Since $\mathbf{J}=\frac{\partial\mathbf{P}}{\partial t}$, where $\mathbf{P}$ is the polarization density, it looks like the instantaneous ${P_d}$ can become negative. Does this correspond to "Joule cooling" or am I getting it wrong here?
 A: To answer your question in a very broad sense, you can certainly obtain negative Joule heating ("Joule cooling"), but you'll usually be very hard-pressed to find it actually happen.
To give you an elementary example, take Ampere's law in a vacuum in terms of the current density:
$$\vec{J} = \frac{\nabla\times\vec{B}}{\mu_0} - \epsilon_0\frac{\partial\vec{E}}{\partial t}$$
If you neglect the magnetic term, you'll find that the Joule heating term is:
$$P = -\epsilon_0\left(\vec{E}\cdot\frac{\partial\vec{E}}{\partial t}\right)$$
All you'd need to do in this case is set up a scenario in which your electric field is pointing parallel to the direction in which it's changing with respect to time in order to obtain "Joule cooling". The problem is that almost all materials will try to change the electric field in them such that the $\frac{\partial\vec{E}}{\partial t}$ and $\vec{E}$ vectors are antiparallel.

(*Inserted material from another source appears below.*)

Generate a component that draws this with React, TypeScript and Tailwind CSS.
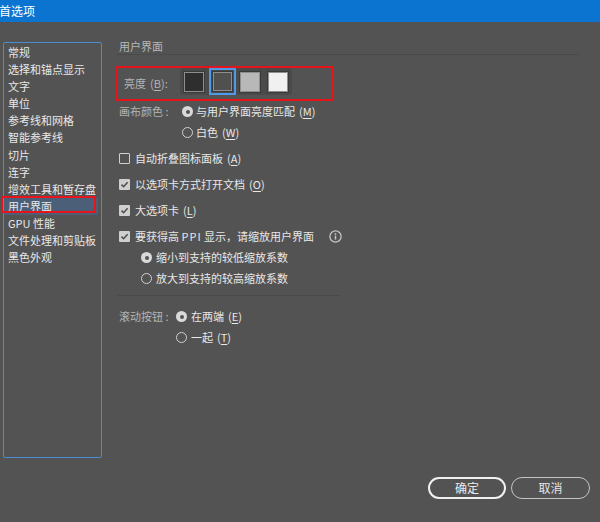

In the case of Ohmic materials where $\vec{J} = \sigma\vec{E}$, it's completely impossible to get Joule cooling because:
$$P = \vec{J}\cdot\vec{E} = \sigma\left(\vec{E}\cdot\vec{E}\right)$$
which is of course always positive unless you have some weird metamaterial with negative conductivity. Because polarization fields tends to oppose external fields, you'll find it's almost impossible to find an actual case of Joule cooling even though mathematically it's perfectly allowed/tractable. This is because electric fields will try to cause charges in matter to "flow" in the direction of the electric field to minimize the free energy of the system; doing the opposite would inevitably require some external work input. Just take a look at the electric part of the Lorentz force density $\vec{f}$ on a charge density $\rho$:
$$\vec{f} = \rho\vec{E}$$
This force density is pointing in the direction of the electric field, which means that charges will try to move in the electric field's direction in the absence of other non-electric forces even if the electric field was damped by material polarization.